= Gamelog =

Gamelog Issue 72, June 1986

Predecessor publication Great Plains Game Players Newsletter, Issue 9, May 1974

Gamelog was a game magazine that was published and edited by James M. Lurvey.

==Publication history==
Gamelog was a fanzine based out of Belcourt, North Dakota that focussed on wargaming and role-playing games. Its founder, James (Jim) Lurvey, originally titled it Great Plains Game Players Newsletter when he was a part of a wargaming group called the Great Plains Game Players (GPGP) based at the University of South Dakota. Lurvey later changed the zine's title to Gamelog when he moved to Belcourt.

The magazine was typewritten and duplicated on 8.5" x 11" paper, with hand-drawn maps. Lurvey capped the page count of each issue at 10 pages; if he had content that was longer than ten pages, he combined issues together.
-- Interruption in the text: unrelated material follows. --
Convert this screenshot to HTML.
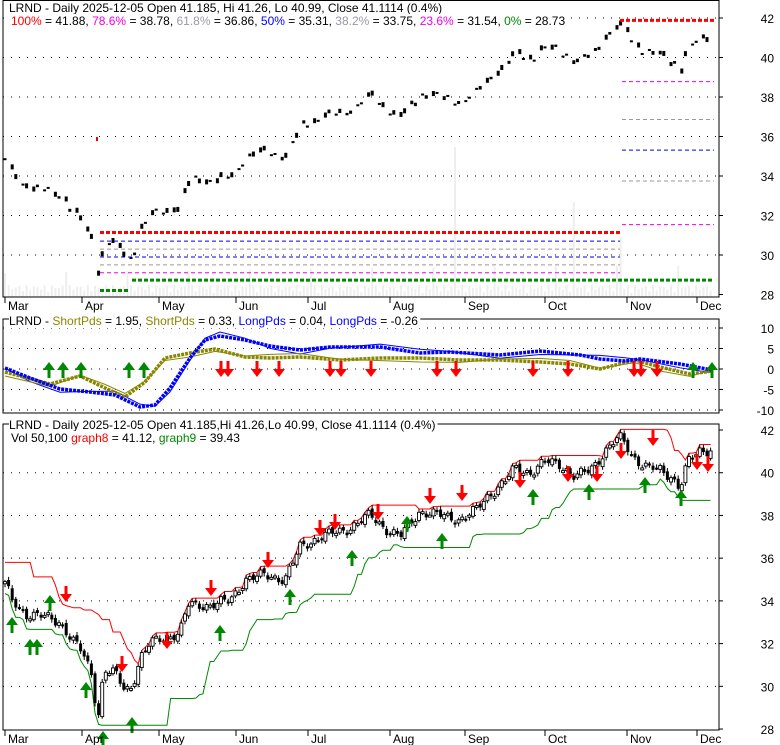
<!DOCTYPE html>
<html><head><meta charset="utf-8"><style>
body{margin:0;background:#fff;}
svg{display:block;font-family:"Liberation Sans",sans-serif;font-size:12px;}
</style></head><body>
<svg id="s" width="780" height="745" xmlns="http://www.w3.org/2000/svg">
<rect width="780" height="745" fill="#fff"/>
<g id="g"></g>
</svg>
<script>
var NS="http://www.w3.org/2000/svg",G=document.getElementById('g');
function el(t,a,txt){var e=document.createElementNS(NS,t);for(var k in a)e.setAttribute(k,a[k]);if(txt!==undefined)e.textContent=txt;G.appendChild(e);return e;}
function interp(pts,x){for(var i=0;i<pts.length-1;i++){if(x<=pts[i+1][0]){var a=pts[i],b=pts[i+1];return a[1]+(b[1]-a[1])*(x-a[0])/(b[0]-a[0]);}}return pts[pts.length-1][1];}
var L=3,R=719;
function y1(p){return 18+(42-p)*19.75;}
function y2(v){return 369-v*4.1;}
function y3(p){return 430+(42-p)*21.36;}
function hdots(y){el('line',{x1:L,x2:R,y1:y,y2:y,stroke:'#000','stroke-width':1,'stroke-dasharray':'1,7'});}
[42,40,38,36,34,32,30].forEach(function(p){hdots(y1(p));});
[10,5,0,-5,-10].forEach(function(v){hdots(y2(v));});
[40,38,36,34,32,30].forEach(function(p){hdots(y3(p));});
var key=[[5,34.8],[12,34.0],[25,33.4],[40,33.3],[60,33.0],[72,32.2],[82,31.6],[92,30.5],[98,28.5],[104,30.8],[115,30.6],[125,29.8],[132,30.0],[140,31.3],[150,32.0],[165,32.3],[180,32.5],[188,33.8],[210,33.8],[230,34.0],[245,35.0],[265,35.2],[285,35.0],[300,36.5],[320,37.0],[345,37.3],[370,38.0],[385,37.4],[400,37.0],[420,38.2],[440,38.0],[460,37.8],[475,38.2],[490,39.0],[505,39.6],[515,40.2],[530,40.0],[545,40.5],[560,40.4],[575,39.8],[590,40.1],[605,41.0],[615,41.5],[622,41.6],[632,40.8],[645,40.3],[660,40.1],[672,39.8],[680,39.3],[688,40.5],[700,41.0],[712,41.11]];
var xs=[],cl=[],op=[],hi=[],lo=[];
var prev=34.8;
for(var x=5,i=0;x<=712;x+=3.6,i++){
 var c=interp(key,x)+0.18*Math.sin(i*1.7)+0.12*Math.sin(i*0.63+1);
 var o=prev+0.1*Math.sin(i*2.3);
 xs.push(x);cl.push(c);op.push(o);hi.push(Math.max(o,c)+0.08+0.08*Math.abs(Math.sin(i)));lo.push(Math.min(o,c)-0.08-0.08*Math.abs(Math.cos(i)));prev=c;}
for(var i=0;i<xs.length;i++){var h=4+8*Math.abs(Math.sin(i*1.3))+(i%17==0?20:0);if(Math.abs(xs[i]-455)<2)h=150;if(Math.abs(xs[i]-573)<2)h=95;if(Math.abs(xs[i]-620)<2)h=60;
 el('rect',{x:xs[i]-1,y:297-h,width:2,height:h,fill:'#eeeeee'});}
for(var i=0;i<xs.length;i++){if(i%3==1)continue;var yo=y1(op[i]),yc=y1(cl[i]);var t=Math.min(yo,yc),hh=Math.min(5,Math.max(2,Math.abs(yo-yc)));
 el('rect',{x:xs[i]-1.5,y:t,width:3,height:hh,fill:'#000'});}
el('rect',{x:96,y:137,width:2,height:4,fill:'#e00'});
function hl(x1,x2,y,col,w,d){el('line',{x1:x1,x2:x2,y1:y,y2:y,stroke:col,'stroke-width':w,'stroke-dasharray':d});}
hl(620,714,y1(41.88),'#f00',3,'4,2');
hl(622,714,y1(38.78),'#e0e','1','4,3');hl(622,714,y1(36.86),'#999','1','4,3');hl(622,714,y1(35.31),'#00e','1','4,3');hl(622,714,y1(33.75),'#999','1','4,3');hl(622,714,y1(31.54),'#e0e','1','4,3');
hl(100,620,y1(31.14),'#f00',3,'4,2');
hl(100,620,y1(30.7),'#00e','1','4,3');hl(100,620,y1(30.3),'#999','1','4,3');hl(100,620,y1(29.9),'#00e','1','4,3');hl(100,620,y1(29.5),'#999','1','4,3');hl(100,620,y1(29.1),'#e0e','1','4,3');
hl(100,128,y1(28.2),'#080',3,'4,2');hl(132,714,y1(28.73),'#080',3,'4,2');
function poly(pts,col,w,d){el('polyline',{points:pts.map(function(p){return p[0]+','+p[1];}).join(' '),fill:'none',stroke:col,'stroke-width':w,'stroke-dasharray':d||''});}
var bt=[[5,368],[30,378],[60,389],[90,392],[115,395],[140,407],[155,405],[170,388],[190,358],[205,340],[220,336],[245,340],[270,346],[300,350],[330,347],[380,347],[420,353],[450,352],[500,355],[540,351],[580,355],[600,359],[625,361],[640,359],[680,364],[712,370]];
var ot=[[5,372],[50,384],[80,376],[105,388],[125,397],[145,382],[165,358],[190,353],[215,349],[245,357],[270,358],[300,357],[340,360],[380,358],[420,358],[460,360],[500,360],[540,362],[570,364],[600,369],[635,360],[660,367],[690,374],[712,371]];
poly(bt.map(function(p,i){return [p[0],p[1]+4*Math.sin(i*1.1)];}),'#00f',1);
poly(ot.map(function(p,i){return [p[0],p[1]+4*Math.cos(i*0.9)];}),'#880',1);
poly(ot,'#880',3.5,'3,1');
poly(bt,'#00f',3.5,'3,1');
var rp=[],gp=[];
for(var i=0;i<xs.length;i++){var mx=-1,mn=99;for(var j=Math.max(0,i-12);j<=i;j++){mx=Math.max(mx,hi[j]);}for(var j=Math.max(0,i-18);j<=i;j++){mn=Math.min(mn,lo[j]);}
 if(i<8)mx=35.8;rp.push([xs[i],y3(mx)]);gp.push([xs[i],y3(mn-0.3)]);}
poly(rp,'#f00',1);poly(gp,'#080',1);
for(var i=0;i<xs.length;i++){var yo=y3(op[i]),yc=y3(cl[i]);var t=Math.min(yo,yc),hh=Math.max(2,Math.abs(yo-yc));var isDn=cl[i]<op[i];
 el('line',{x1:xs[i],x2:xs[i],y1:y3(hi[i]),y2:y3(lo[i]),stroke:'#000','stroke-width':1});
 el('rect',{x:xs[i]-1.5,y:t,width:3,height:hh,fill:isDn?'#000':'#fff',stroke:'#000','stroke-width':isDn?0:0.9});}
function dnA(x,y){el('polygon',{points:(x-1.5)+','+(y-8)+' '+(x+1.5)+','+(y-8)+' '+(x+1.5)+','+y+' '+(x+6)+','+y+' '+x+','+(y+8)+' '+(x-6)+','+y+' '+(x-1.5)+','+y,fill:'#f00'});}
function upA(x,y){el('polygon',{points:(x-1.5)+','+(y+8)+' '+(x+1.5)+','+(y+8)+' '+(x+1.5)+','+y+' '+(x+6)+','+y+' '+x+','+(y-8)+' '+(x-6)+','+y+' '+(x-1.5)+','+y,fill:'#080'});}
[49,63,81,129,144].forEach(function(x){upA(x,370);});
[693,712].forEach(function(x){upA(x,370);});
[221,228,257,279,330,341,371,437,456,533,568,634,641,657].forEach(function(x){dnA(x,369);});
[[66,594],[122,664],[167,641],[211,588],[268,560],[320,528],[335,522],[378,512],[430,496],[462,493],[520,480],[568,474],[597,474],[621,451],[653,438],[697,462],[708,464]].forEach(function(p){dnA(p[0],p[1]);});
[[12,625],[30,647],[37,647],[50,603],[86,690],[103,739],[132,725],[220,633],[290,597],[352,558],[407,524],[442,541],[533,497],[589,492],[645,485],[681,498]].forEach(function(p){upA(p[0],p[1]);});
function frame(t,b){el('rect',{x:L,y:t,width:R-L,height:b-t,fill:'none',stroke:'#000','stroke-width':1});}
el('rect',{x:0,y:0,width:3,height:745,fill:'#fff'});
frame(0.5,297);frame(319,413);frame(424,730);
function rl(y,t){el('line',{x1:R,x2:R+4,y1:y,y2:y,stroke:'#000'});el('text',{x:774,y:y+5,'text-anchor':'end'},t);}
[42,40,38,36,34,32,30,28].forEach(function(p){rl(y1(p),''+p);});
[[10,'10'],[5,'5'],[0,'0'],[-5,'-5'],[-10,'-10']].forEach(function(p){rl(y2(p[0]),p[1]);});
[42,40,38,36,34,32,30,28].forEach(function(p){rl(y3(p),''+p);});
var mo=[['Mar',5],['Apr',82],['May',159],['Jun',236],['Jul',308],['Aug',390],['Sep',465],['Oct',545],['Nov',627],['Dec',697]];
[297,730].forEach(function(b){mo.forEach(function(m){el('line',{x1:m[1],x2:m[1],y1:b,y2:b+6,stroke:'#000'});el('text',{x:m[1]+3,y:b+13},m[0]);});});
function tt(x,y,parts){var bg=el('rect',{x:x,y:y-11,width:0,height:14,fill:'#fff'});var t=el('text',{x:x,y:y});parts.forEach(function(p){var s=document.createElementNS(NS,'tspan');s.setAttribute('fill',p[1]);s.textContent=p[0];t.appendChild(s);});
 try{var b=t.getBBox();bg.setAttribute('width',b.width+2);}catch(e){}}
tt(9,12,[['LRND - Daily 2025-12-05 Open 41.185, Hi 41.26, Lo 40.99, Close 41.1114 (0.4%)','#000']]);
tt(11,25,[['100%','#f00'],[' = 41.88, ','#000'],['78.6%','#e0e'],[' = 38.78, ','#000'],['61.8%','#99a'],[' = 36.86, ','#000'],['50%','#00f'],[' = 35.31, ','#000'],['38.2%','#99a'],[' = 33.75, ','#000'],['23.6%','#e0e'],[' = 31.54, ','#000'],['0%','#080'],[' = 28.73','#000']]);
tt(9,325,[['LRND - ','#000'],['ShortPds','#880'],[' = 1.95, ','#000'],['ShortPds','#880'],[' = 0.33, ','#000'],['LongPds','#00f'],[' = 0.04, ','#000'],['LongPds','#00f'],[' = -0.26','#000']]);
tt(9,429,[['LRND - Daily 2025-12-05 Open 41.185,Hi 41.26,Lo 40.99, Close 41.1114 (0.4%)','#000']]);
tt(11,442,[['Vol 50,100 ','#000'],['graph8','#f00'],[' = 41.12, ','#000'],['graph9','#080'],[' = 39.43','#000']]);
</script>
</body></html>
An example was Gamelog 40, 41 & 42, issued together as 30 pages of content.

In 1975, each issue was $0.30; an annual subscription cost $2.50. By 1983, the costs had increased to $0.75 and $7.50 respectively.

During Dave Arneson's litigation against Gary Gygax and TSR regarding D&D royalties, Arneson submitted copies of the Great Plains Game Players Newsletter as exhibits.

==Reception==
In the inaugural issue of The Strategic Review (Spring 1975), Gary Gygax mentioned the Great Plains Game Players Newsletter as a having "both regional informations [sic] and a fair amount of fantasy material besides other interesting articles." In Issue 4, Gygax mentioned the magazine again, saying that it "carries a fair amount of D&D material."

Five years later, in the January 1980 edition of Dragon (Issue #33), Gygax called the re-titled Gamelog "outstanding", mentioning that it was "a good-looking amateur effort." Gygax admitted that a lot of the content, containing news and events specific to the American Midwest, would be of more interest to gamers who lived in that region, "while to most others the bulk of each issue is only midlly interesting — unless you become involved in the activities through participation on some level." Gygax was especially impressed by a roleplaying game printed in Issue 40–42 called Guerilla, and gave that combined issue a strong recommendfation for all readers, saying, "At a cover price of only $1.50, you cannot afford to pass them up."

In the September–October 1983 edition of The General (Vol. 20, Issue 3), Gamelog was called a "folksy 'zine" from "the wilds of North Dakota". The reviewer concluded "If a rambling, easy-going approach to your gaming interests is to your taste, take a look at Gamelog."